ONE TOWN SQUARE: at the intersection of peak oil, climate change, and land use

Sea level rise: the ostrich approach

April 15th, 2010 by Jim Just

Recently the media have given a lot of coverage to a supposed new scientific consensus that sea levels will rise by about one meter by 2100. For example, this is from a story in Physorg.com:

Recent studies agree that sea level will rise by roughly one meter over this century for a mid-range emission scenario. This is 3 times higher than predicted by the IPCC.

New research from several international research groups, including the Niels Bohr Institute at the University of Copenhagen provides independent consensus that IPCC predictions of less than a half a meter rise in sea levels is around 3 times too low. The new estimates show that the sea will rise approximately 1 meter in the next 100 years in agreement with other recent studies. The results have been published in the scientific journal, Geophysical Research Letters.

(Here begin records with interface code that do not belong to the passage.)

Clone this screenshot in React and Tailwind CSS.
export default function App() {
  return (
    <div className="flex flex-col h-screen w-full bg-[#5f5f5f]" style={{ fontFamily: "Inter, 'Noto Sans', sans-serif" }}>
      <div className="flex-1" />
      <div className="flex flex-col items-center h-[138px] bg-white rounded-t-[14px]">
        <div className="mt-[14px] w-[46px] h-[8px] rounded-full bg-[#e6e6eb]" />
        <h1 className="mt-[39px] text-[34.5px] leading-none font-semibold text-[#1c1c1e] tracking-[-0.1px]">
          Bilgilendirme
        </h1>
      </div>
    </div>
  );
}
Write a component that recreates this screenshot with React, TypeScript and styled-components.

But it’s not that simple, as this chart posted at Climate Feedback shows:

As you can see, the lower range of estimates of sea level rise are converging at around one meter. The upper range of the latest estimates is now hovering around two meters.  And it seems that every year, as scientists’ understanding of ice sheet dynamics grows, estimates of future sea level rise are growing as well.

You’d think people who live along the coast would be beginning to get a little concerned, wouldn’t you?  Think again.

From Florida, Mark Schrope reports that coastal development continues virtually unabated in Miami in spite of its vulnerability:

Right now Florida is showing almost no leadership on responding sensibly to storms and to rising sea level,” says Robert Young, a coastal geologist at Western Carolina University in Cullowhee, North Carolina. Orrin Pilkey of Duke University in North Carolina, a well-known proponent of greater constraints on coastal development, is even more forthright. “I call it an outlaw state,” he says. “Florida has been particularly irresponsible and it’s going to pay the price very soon.

As Climate Feedback points out, worse than just ignoring the threat of sea level rise, the state of Florida has taken drastic action to ensure that waterside properties damaged in storms can be rebuilt in the same locations time and time again.

Here in Oregon, plans by the City of Newport to redefine areas prone to landslides and erosion and to impose new rules governing how construction can occur in them are raising the outrage of property owners. Oregonlive reports:

Property owners here are furious over city plans to redefine areas prone to landslides and erosion — and how construction can occur in them.

Proposed building code changes for new construction in areas known as geologic hazard zones will cost property owners billions of dollars, they say, and are bound to trigger lawsuits.

Talk about the changes began circulating town this month. Angry locals swamped a Planning Commission meeting and quickly formed the Central Coast Home and Business Owners Association to fight the changes, which they accuse Newport officials of trying to sneak in.

At the heart of the battle is the city’s plan to adopt maps made by the Oregon Department of Geology and Mineral Industries in 2004. The maps show landslide and erosion zones, coding them in red, orange and yellow according to the degree of risk. Red is the highest. . . .

Opponents say the changes are naive and wrongheaded — and will cost everyone. They fear that under the changes, existing buildings in red zones would become “nonconforming” uses, making them nearly impossible to refinance, sell or insure.

The city has backed off some of the most controversial proposals, and “further revisions are likely.”
Better an inevitable “natural” disaster than what development interests call an “economic disaster.” In Oregon, as elsewhere, it seems our approach to an unpalatable situation is to bury our heads in the sand. Until we drown.